What you have to do: Copy out the whole listing exactly as written, leaving the pictures behind.

Given data:
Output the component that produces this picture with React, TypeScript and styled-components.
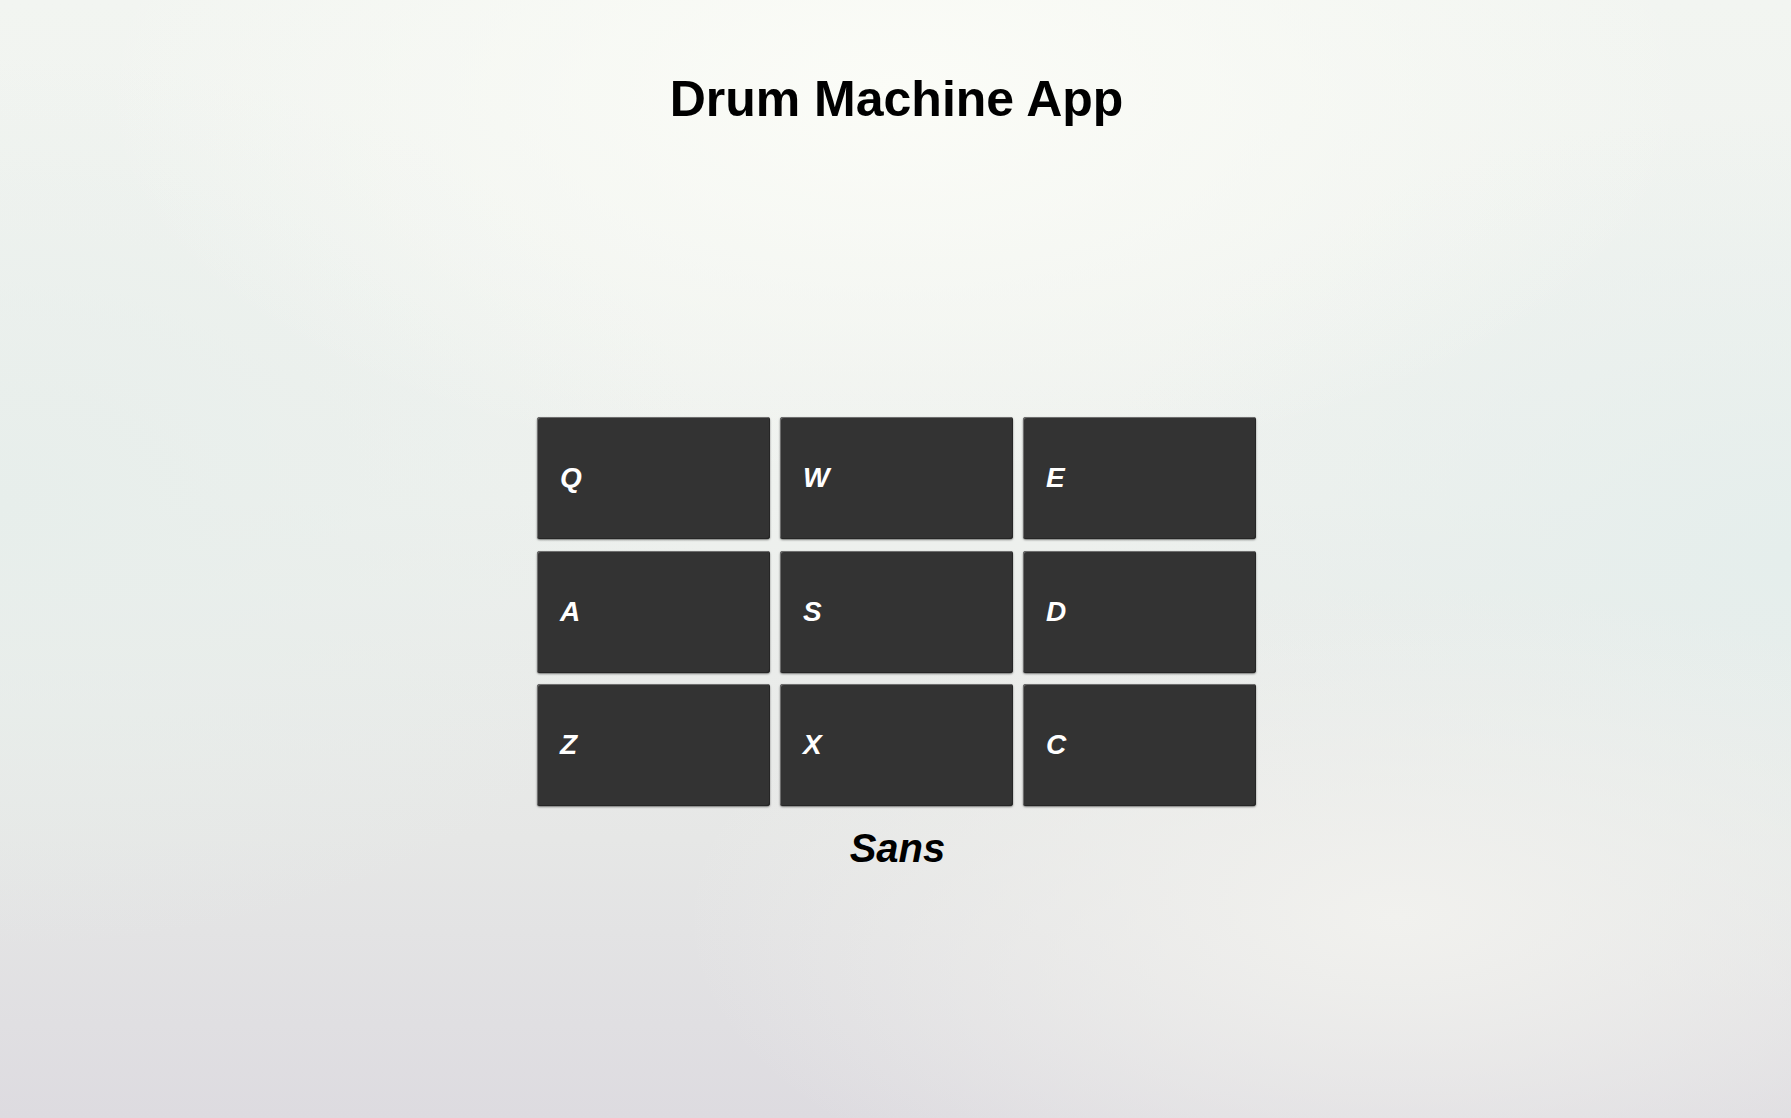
import styled, { createGlobalStyle } from "styled-components";

const GlobalStyle = createGlobalStyle`
  html, body {
    margin: 0;
    padding: 0;
    height: 100%;
  }

  body {
    font-family: "Liberation Sans", Arial, sans-serif;
    color: #000;
  }
`;

const Page = styled.main`
  min-height: 100vh;
  box-sizing: border-box;
  display: flex;
  flex-direction: column;
  align-items: center;
  padding: 70px 0 0 2px;
  background:
    radial-gradient(ellipse 45% 35% at 50% 8%, #fbfcf7 0%, rgba(251, 252, 247, 0) 100%),
    radial-gradient(ellipse 40% 30% at 78% 82%, #f1f1ee 0%, rgba(241, 241, 238, 0) 100%),
    radial-gradient(ellipse 40% 40% at 100% 50%, #e5eeec 0%, rgba(229, 238, 236, 0) 100%),
    radial-gradient(ellipse 40% 40% at 0% 45%, #e7eeeb 0%, rgba(231, 238, 235, 0) 100%),
    linear-gradient(to bottom, #f2f5f1 0%, #eef1ee 45%, #e6e7e6 75%, #dddbe0 100%);
`;

const Title = styled.h1`
  margin: 0;
  font-size: 50px;
  font-weight: 700;
  line-height: normal;
`;

const PadGrid = styled.div`
  margin-top: 289px;
  display: grid;
  grid-template-columns: repeat(3, 233px);
  grid-auto-rows: 122px;
  column-gap: 10px;
  row-gap: 11.5px;
`;

const Pad = styled.button`
  display: flex;
  align-items: center;
  box-sizing: border-box;
  padding: 0 0 0 23px;
  margin: 0;
  background: #333333;
  color: #ffffff;
  border: none;
  border-radius: 3px;
  box-shadow:
    inset 1px 1px 0 #6e6e6e,
    inset -1px -1px 0 #262626,
    0 1px 2px rgba(0, 0, 0, 0.5);
  font-family: "Liberation Sans", Arial, sans-serif;
  font-size: 28px;
  font-weight: 700;
  font-style: italic;
  cursor: pointer;
`;

const Display = styled.p`
  margin: 20px 0 0 2px;
  font-size: 40px;
  font-weight: 700;
  font-style: italic;
  line-height: normal;
`;

const keys = ["Q", "W", "E", "A", "S", "D", "Z", "X", "C"];

const App = () => {
  return (
    <>
      <GlobalStyle />
      <Page>
        <Title>Drum Machine App</Title>
        <PadGrid>
          {keys.map((key) => (
            <Pad key={key} type="button">
              {key}
            </Pad>
          ))}
        </PadGrid>
        <Display>Sans</Display>
      </Page>
    </>
  );
};

export default App;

Full response:
Output the component that produces this picture with React, TypeScript and styled-components.
import styled, { createGlobalStyle } from "styled-components";

const GlobalStyle = createGlobalStyle`
  html, body {
    margin: 0;
    padding: 0;
    height: 100%;
  }

  body {
    font-family: "Liberation Sans", Arial, sans-serif;
    color: #000;
  }
`;

const Page = styled.main`
  min-height: 100vh;
  box-sizing: border-box;
  display: flex;
  flex-direction: column;
  align-items: center;
  padding: 70px 0 0 2px;
  background:
    radial-gradient(ellipse 45% 35% at 50% 8%, #fbfcf7 0%, rgba(251, 252, 247, 0) 100%),
    radial-gradient(ellipse 40% 30% at 78% 82%, #f1f1ee 0%, rgba(241, 241, 238, 0) 100%),
    radial-gradient(ellipse 40% 40% at 100% 50%, #e5eeec 0%, rgba(229, 238, 236, 0) 100%),
    radial-gradient(ellipse 40% 40% at 0% 45%, #e7eeeb 0%, rgba(231, 238, 235, 0) 100%),
    linear-gradient(to bottom, #f2f5f1 0%, #eef1ee 45%, #e6e7e6 75%, #dddbe0 100%);
`;

const Title = styled.h1`
  margin: 0;
  font-size: 50px;
  font-weight: 700;
  line-height: normal;
`;

const PadGrid = styled.div`
  margin-top: 289px;
  display: grid;
  grid-template-columns: repeat(3, 233px);
  grid-auto-rows: 122px;
  column-gap: 10px;
  row-gap: 11.5px;
`;

const Pad = styled.button`
  display: flex;
  align-items: center;
  box-sizing: border-box;
  padding: 0 0 0 23px;
  margin: 0;
  background: #333333;
  color: #ffffff;
  border: none;
  border-radius: 3px;
  box-shadow:
    inset 1px 1px 0 #6e6e6e,
    inset -1px -1px 0 #262626,
    0 1px 2px rgba(0, 0, 0, 0.5);
  font-family: "Liberation Sans", Arial, sans-serif;
  font-size: 28px;
  font-weight: 700;
  font-style: italic;
  cursor: pointer;
`;

const Display = styled.p`
  margin: 20px 0 0 2px;
  font-size: 40px;
  font-weight: 700;
  font-style: italic;
  line-height: normal;
`;

const keys = ["Q", "W", "E", "A", "S", "D", "Z", "X", "C"];

const App = () => {
  return (
    <>
      <GlobalStyle />
      <Page>
        <Title>Drum Machine App</Title>
        <PadGrid>
          {keys.map((key) => (
            <Pad key={key} type="button">
              {key}
            </Pad>
          ))}
        </PadGrid>
        <Display>Sans</Display>
      </Page>
    </>
  );
};

export default App;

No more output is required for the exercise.